God so loved the world that he gave his only Son, so that everyone who believes in him might not perish, but have everlasting life.

And when I read this, I think of the men and women healed by Jesus. They too will not perish, but have everlasting life.

Still, they all, at last, die. One of these days the healing will be over and the illness will begin – you know, the one that ends in death. Like us, our friend Clarence Heller grapples with the layers of physical and eternal life:

The blind man who was healed later got the flu, argued with his wife,

died a painful death.

Oh, sweet Jesus, help me to not be discouraged by what may happen tomorrow,

nor fear the pain and suffering that accompanies living.

Rather, help me fully cooperate with acting in love today.

Moses bowed down before God to ask his companionship and his help.

Do come along in our company. This is indeed a stiff-necked people; yet pardon our wickedness and sins, and receive us as your own.

Yahweh complied, but then the stiff-necked people made a golden calf, and even their leader Moses wanted to abandon them. Neither God nor Moses left, though. The Israelites were headed into a 40-year desert and needed all the help they could get, whether they knew it or not. In time, before any of them reached the Promised Land, all those men and women would die.

That they would not perish but have everlasting life …

Moses must have spent much of that 40 years praying. How could he not? He loved God, and he loved those stiff-necked people.

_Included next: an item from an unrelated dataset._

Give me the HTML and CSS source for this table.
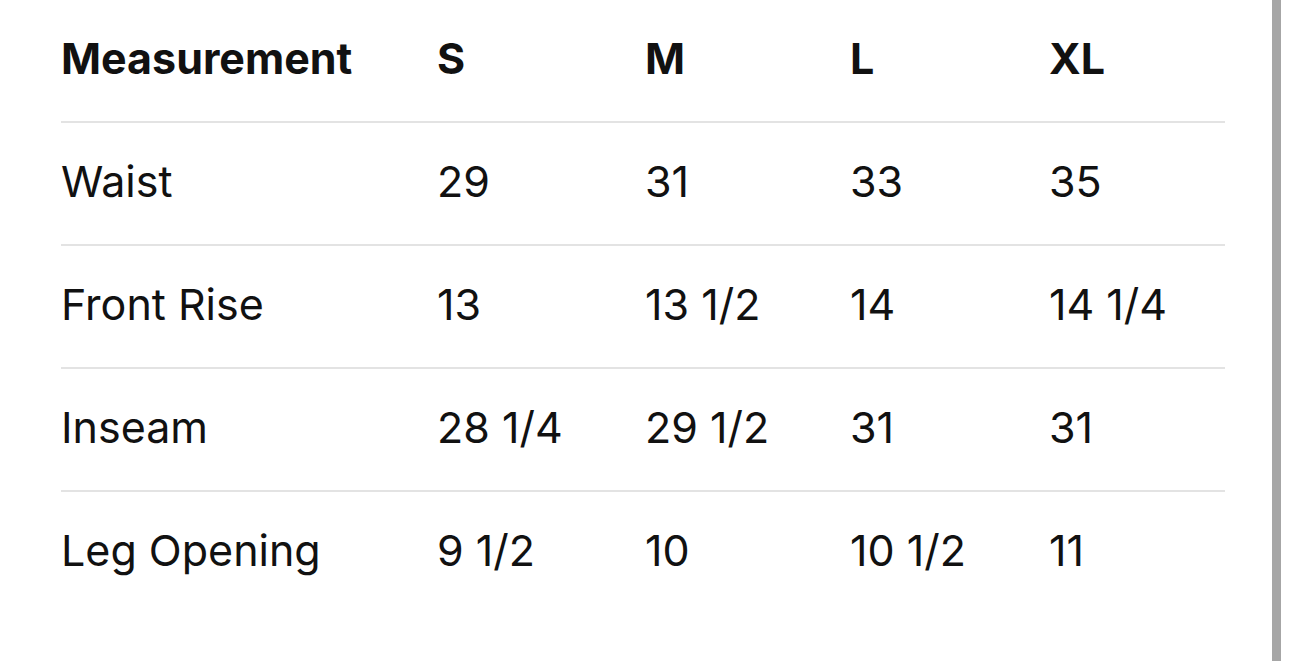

Henri Nouwen didn’t hear this from Moses, but he does seem to be on to something here about how to pray day after day:

The quiet repetition of a single word can help us to descend with the mind into the heart. This repetition has nothing to do with magic. It’s not meant to throw a spell on God or to force him into hearing us. On the contrary, a word or sentence repeated frequently can help us to concentrate, to move to the center, to create an inner stillness, and thus to listen to the voice of God. When we simply try to sit silently and wait for God to speak to us, we find ourselves bombarded with endless conflicting thoughts and ideas. But when we use a very simple sentence such as “O God, come to my assistance,” or “Jesus, master, have mercy on me,” or a word such as “Lord” or “Jesus” it is easier to let the many distractions pass by without being misled by them. Such a simple, easily repeated prayer can slowly empty out our crowded interior life and create the quiet space where we can dwell with God. It can be like a ladder along which we can descend into the heart and ascend to God. (from You Are the Beloved)

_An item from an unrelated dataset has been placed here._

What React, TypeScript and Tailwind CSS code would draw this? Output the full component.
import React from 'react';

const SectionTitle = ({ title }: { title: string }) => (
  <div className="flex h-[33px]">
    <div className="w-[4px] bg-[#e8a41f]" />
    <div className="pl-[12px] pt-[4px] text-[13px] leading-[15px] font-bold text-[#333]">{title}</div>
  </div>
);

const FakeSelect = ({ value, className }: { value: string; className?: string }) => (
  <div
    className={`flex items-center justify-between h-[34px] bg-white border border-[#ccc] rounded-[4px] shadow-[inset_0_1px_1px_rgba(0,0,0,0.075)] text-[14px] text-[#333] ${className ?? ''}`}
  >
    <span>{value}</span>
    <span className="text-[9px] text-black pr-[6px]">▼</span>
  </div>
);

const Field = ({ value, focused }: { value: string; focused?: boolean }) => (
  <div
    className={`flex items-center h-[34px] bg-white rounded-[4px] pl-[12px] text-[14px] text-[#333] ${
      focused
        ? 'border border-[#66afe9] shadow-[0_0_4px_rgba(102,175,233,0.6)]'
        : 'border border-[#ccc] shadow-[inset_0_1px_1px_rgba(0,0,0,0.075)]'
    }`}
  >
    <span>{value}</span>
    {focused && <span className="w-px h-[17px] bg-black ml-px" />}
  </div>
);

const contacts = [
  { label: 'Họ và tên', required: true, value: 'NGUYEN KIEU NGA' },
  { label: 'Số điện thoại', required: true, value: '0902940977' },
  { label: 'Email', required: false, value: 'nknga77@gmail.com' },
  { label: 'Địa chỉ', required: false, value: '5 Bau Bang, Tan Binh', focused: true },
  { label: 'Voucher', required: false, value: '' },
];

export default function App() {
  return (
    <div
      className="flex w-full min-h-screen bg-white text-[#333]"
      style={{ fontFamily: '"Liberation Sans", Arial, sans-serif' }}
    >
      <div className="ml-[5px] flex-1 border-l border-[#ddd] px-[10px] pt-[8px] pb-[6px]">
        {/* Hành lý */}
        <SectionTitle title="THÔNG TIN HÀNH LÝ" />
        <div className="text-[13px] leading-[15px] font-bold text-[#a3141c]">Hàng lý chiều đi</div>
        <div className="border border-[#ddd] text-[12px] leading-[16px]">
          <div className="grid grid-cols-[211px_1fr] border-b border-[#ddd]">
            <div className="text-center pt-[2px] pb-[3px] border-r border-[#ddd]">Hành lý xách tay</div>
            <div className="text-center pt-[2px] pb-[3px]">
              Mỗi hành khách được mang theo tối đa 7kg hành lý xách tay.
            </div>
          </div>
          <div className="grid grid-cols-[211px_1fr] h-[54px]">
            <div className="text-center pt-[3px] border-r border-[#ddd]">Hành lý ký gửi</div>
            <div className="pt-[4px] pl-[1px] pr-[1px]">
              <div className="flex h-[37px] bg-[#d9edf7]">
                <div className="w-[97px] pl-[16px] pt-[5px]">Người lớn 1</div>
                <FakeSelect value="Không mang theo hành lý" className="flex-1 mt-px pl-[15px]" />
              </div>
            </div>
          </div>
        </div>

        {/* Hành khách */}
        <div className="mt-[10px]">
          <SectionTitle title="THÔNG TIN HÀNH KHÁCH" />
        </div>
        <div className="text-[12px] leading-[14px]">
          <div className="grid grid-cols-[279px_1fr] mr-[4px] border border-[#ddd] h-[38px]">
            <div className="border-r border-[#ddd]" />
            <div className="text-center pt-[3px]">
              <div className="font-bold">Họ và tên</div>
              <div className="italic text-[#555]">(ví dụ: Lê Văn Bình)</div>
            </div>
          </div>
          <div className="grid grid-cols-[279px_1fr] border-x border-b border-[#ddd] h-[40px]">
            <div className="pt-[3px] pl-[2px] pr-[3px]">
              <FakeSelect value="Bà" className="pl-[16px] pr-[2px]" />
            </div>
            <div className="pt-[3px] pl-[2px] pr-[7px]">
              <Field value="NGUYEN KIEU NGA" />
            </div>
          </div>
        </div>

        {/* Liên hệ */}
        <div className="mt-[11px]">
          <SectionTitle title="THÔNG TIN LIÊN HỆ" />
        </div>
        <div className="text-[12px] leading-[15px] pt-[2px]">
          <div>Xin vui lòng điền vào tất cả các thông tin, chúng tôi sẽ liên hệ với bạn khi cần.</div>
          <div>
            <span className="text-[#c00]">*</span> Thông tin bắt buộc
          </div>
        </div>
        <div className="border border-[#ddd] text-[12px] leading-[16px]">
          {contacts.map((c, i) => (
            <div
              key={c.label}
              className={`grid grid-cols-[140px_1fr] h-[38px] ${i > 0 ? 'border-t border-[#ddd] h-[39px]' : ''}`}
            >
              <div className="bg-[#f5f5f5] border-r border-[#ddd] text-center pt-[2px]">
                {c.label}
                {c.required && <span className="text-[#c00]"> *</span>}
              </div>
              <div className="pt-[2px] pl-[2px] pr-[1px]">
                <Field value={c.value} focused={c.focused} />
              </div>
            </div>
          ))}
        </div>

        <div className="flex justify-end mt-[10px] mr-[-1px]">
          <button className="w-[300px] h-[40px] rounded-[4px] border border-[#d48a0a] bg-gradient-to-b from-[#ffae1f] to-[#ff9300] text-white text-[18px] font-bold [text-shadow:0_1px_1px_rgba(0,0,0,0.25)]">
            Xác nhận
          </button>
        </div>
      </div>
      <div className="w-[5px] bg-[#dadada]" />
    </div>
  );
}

 While he was blind and waiting, Bartimaeus cried out, “Jesus, son of God, have mercy on me, a sinner!” (Well, something close.) This “Jesus Prayer” stands millions of people in good stead every day. As the priest told the pilgrim, “Repeat this three thousand times and come back tomorrow.” The words get under your skin and into your blood. They pray along with your heartbeat. In the morning you wake up, and the prayer is on your lips.

Perhaps, however, it is better to pray this way than to desperately ask God for longer and longer life. Or maybe we could pray both ways? God in his omniscience is not mocked, while we on the other hand are walking in less than complete wisdom on the face of the earth. And God, on the other hand, loves us and wants to give us our every wish.

God so loves the world.

(Exodus 34, Daniel 3, 2 Corinthians 13, Revelation 1, John 3)

(posted at www.davesandel.net)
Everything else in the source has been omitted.